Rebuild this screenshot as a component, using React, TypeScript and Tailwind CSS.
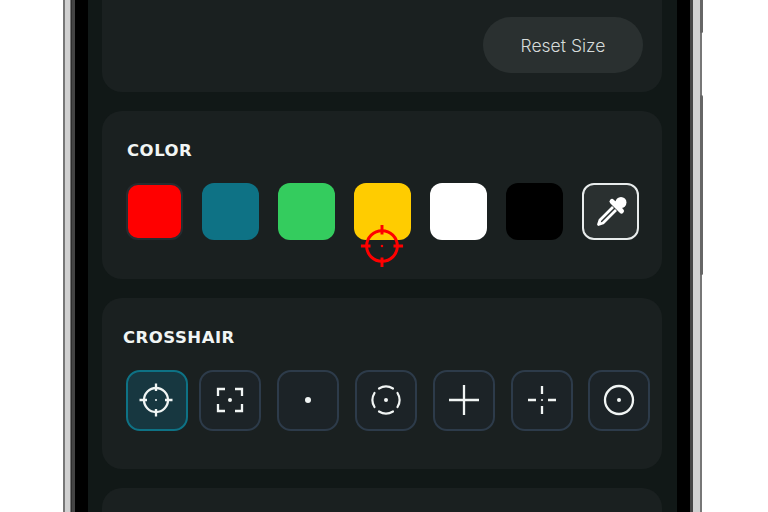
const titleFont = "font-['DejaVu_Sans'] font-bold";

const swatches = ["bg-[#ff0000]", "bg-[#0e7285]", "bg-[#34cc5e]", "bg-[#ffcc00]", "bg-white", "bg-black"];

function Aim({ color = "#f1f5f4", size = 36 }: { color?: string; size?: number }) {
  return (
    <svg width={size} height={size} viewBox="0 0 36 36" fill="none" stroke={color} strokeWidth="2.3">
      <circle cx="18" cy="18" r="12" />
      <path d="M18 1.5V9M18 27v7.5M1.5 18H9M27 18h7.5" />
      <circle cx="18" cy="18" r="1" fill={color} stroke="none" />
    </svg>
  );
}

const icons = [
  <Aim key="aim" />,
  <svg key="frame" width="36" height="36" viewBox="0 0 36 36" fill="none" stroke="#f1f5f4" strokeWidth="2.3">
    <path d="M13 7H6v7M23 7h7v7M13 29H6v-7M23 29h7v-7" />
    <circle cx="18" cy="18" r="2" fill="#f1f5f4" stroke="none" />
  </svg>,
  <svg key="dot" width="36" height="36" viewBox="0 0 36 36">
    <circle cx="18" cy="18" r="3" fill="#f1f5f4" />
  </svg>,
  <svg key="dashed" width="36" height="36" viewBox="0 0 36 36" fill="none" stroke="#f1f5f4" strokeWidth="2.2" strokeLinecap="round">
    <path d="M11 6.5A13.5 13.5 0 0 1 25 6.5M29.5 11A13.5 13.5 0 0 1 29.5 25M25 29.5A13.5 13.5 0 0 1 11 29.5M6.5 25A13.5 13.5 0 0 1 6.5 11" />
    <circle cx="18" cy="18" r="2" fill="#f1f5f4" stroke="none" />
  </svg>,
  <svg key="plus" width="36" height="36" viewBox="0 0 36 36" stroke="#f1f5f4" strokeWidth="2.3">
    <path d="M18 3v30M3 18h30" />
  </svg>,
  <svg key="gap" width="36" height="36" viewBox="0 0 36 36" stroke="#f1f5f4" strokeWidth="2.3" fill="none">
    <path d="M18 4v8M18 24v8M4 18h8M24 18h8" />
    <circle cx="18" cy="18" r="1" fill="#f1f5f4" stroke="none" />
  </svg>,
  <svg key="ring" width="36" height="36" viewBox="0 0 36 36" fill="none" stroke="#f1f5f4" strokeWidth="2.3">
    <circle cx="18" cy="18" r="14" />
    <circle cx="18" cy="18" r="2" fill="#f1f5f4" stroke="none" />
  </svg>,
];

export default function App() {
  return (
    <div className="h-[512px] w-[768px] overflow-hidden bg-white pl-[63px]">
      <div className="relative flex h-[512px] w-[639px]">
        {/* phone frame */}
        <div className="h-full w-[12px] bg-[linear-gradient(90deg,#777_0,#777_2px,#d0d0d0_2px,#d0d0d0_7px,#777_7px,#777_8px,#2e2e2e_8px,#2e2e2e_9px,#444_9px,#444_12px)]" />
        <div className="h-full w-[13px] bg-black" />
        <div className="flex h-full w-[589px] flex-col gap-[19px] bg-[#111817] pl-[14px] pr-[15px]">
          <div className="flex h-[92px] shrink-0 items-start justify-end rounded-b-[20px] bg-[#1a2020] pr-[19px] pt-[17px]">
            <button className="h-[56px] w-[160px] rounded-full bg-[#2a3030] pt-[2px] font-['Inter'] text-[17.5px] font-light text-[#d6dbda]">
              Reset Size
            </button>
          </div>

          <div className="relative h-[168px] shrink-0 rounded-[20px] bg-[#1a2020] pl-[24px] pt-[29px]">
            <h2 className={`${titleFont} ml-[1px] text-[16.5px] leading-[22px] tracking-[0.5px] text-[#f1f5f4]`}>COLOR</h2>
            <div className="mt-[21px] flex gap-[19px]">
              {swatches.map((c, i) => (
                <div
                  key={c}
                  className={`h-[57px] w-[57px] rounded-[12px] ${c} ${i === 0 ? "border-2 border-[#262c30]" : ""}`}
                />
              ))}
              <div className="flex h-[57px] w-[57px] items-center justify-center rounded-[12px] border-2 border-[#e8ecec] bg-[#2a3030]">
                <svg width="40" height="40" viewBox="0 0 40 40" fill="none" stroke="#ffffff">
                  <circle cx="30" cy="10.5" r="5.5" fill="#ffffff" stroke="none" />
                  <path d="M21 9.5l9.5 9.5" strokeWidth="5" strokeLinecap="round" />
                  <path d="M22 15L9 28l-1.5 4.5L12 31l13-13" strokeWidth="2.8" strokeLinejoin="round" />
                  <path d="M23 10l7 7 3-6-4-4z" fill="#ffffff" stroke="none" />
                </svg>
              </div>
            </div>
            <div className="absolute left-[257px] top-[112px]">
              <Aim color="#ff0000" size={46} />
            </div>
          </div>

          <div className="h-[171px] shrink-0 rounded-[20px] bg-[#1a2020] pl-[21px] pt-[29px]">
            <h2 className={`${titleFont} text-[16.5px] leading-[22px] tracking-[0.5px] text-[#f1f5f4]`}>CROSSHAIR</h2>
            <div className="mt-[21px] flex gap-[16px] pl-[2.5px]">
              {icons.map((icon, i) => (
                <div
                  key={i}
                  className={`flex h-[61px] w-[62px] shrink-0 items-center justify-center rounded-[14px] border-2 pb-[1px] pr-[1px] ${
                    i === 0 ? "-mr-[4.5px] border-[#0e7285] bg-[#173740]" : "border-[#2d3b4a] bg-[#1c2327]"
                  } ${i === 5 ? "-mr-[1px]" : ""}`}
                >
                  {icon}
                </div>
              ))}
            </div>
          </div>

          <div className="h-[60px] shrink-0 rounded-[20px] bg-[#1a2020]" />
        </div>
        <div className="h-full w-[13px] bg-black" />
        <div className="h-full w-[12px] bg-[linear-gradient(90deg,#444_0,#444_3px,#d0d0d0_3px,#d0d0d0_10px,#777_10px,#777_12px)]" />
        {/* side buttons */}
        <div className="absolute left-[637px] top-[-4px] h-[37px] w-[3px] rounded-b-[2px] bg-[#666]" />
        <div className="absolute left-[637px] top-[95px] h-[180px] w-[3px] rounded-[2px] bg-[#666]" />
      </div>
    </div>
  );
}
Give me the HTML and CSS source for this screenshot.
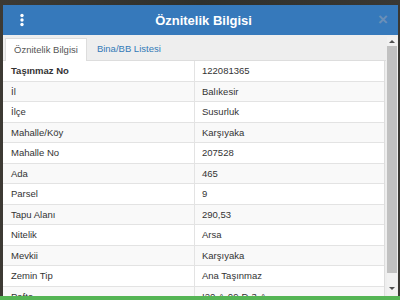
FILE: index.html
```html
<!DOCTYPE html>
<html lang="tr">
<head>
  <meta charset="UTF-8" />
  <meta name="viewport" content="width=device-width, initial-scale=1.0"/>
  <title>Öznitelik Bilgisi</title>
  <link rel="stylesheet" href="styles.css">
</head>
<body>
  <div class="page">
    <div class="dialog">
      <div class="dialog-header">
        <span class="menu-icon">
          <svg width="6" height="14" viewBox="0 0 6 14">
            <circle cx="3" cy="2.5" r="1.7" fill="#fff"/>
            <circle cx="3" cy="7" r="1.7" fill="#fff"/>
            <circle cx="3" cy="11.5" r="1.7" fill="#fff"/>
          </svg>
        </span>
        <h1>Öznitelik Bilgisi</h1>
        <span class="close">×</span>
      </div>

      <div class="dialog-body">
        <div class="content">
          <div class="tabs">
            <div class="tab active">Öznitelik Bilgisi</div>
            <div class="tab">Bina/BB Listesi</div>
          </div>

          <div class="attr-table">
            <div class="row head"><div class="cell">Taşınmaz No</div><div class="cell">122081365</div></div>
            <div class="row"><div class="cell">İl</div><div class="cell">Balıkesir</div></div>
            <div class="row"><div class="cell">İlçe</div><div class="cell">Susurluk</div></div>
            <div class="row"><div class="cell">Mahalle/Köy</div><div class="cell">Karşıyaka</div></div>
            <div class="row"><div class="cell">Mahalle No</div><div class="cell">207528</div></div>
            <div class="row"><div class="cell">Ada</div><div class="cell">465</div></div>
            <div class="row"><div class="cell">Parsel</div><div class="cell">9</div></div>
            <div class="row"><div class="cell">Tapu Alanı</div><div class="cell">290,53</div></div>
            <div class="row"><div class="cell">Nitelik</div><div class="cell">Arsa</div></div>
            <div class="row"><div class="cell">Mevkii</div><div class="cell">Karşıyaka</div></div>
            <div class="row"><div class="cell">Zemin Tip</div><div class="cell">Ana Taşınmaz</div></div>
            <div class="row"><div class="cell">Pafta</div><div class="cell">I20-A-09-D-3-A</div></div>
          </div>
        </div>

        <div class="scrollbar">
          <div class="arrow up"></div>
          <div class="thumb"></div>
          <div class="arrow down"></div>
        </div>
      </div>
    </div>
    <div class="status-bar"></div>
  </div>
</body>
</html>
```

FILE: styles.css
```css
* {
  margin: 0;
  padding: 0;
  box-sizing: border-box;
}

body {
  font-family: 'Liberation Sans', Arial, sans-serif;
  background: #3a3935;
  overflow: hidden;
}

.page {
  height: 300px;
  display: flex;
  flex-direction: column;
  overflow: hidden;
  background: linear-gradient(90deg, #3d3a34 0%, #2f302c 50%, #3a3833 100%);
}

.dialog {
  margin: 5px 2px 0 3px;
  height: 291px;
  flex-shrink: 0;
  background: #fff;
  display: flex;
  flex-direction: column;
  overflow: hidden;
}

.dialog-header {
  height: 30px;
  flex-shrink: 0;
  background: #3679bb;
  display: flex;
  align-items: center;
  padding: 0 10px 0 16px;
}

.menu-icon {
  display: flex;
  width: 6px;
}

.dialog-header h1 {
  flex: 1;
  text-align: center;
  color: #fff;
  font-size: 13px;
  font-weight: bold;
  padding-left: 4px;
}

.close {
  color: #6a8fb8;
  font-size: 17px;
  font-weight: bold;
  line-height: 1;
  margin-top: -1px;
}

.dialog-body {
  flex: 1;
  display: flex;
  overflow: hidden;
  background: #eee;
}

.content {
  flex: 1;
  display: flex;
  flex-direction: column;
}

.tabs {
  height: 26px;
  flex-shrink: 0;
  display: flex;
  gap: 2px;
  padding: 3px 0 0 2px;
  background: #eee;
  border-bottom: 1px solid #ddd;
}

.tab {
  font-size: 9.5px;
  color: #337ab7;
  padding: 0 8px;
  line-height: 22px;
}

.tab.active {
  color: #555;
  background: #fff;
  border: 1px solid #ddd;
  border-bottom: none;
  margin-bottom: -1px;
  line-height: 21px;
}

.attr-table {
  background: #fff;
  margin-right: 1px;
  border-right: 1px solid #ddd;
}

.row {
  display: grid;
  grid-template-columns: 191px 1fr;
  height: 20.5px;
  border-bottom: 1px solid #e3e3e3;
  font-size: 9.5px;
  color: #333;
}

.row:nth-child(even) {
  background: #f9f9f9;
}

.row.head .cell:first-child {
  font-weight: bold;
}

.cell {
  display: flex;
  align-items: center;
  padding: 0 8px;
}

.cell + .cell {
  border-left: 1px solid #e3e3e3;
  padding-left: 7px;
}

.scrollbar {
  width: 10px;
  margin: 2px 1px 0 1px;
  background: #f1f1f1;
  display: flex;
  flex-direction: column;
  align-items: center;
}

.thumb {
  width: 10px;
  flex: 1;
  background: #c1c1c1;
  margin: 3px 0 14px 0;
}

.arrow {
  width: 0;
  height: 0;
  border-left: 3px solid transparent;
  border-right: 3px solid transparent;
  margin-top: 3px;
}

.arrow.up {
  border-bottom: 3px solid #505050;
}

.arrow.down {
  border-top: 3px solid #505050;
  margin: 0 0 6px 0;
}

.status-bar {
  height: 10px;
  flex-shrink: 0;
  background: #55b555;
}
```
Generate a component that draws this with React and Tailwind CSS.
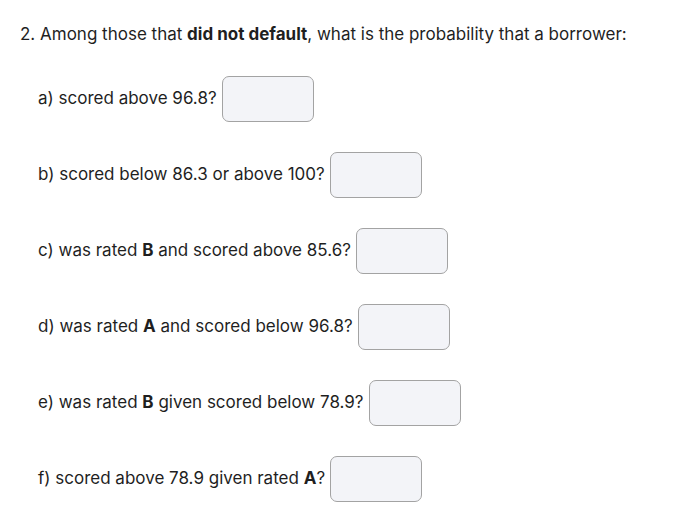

○ ○ ○ ○ ○ ○ ○

* Short exercise:
In the entries above, find every line holding the word "this" and copy it out.

* Response:
Rebuild this screenshot as a component, using React, TypeScript and Tailwind CSS.
Give me the HTML and CSS source for this screenshot.
Generate a component that draws this with React and Tailwind CSS.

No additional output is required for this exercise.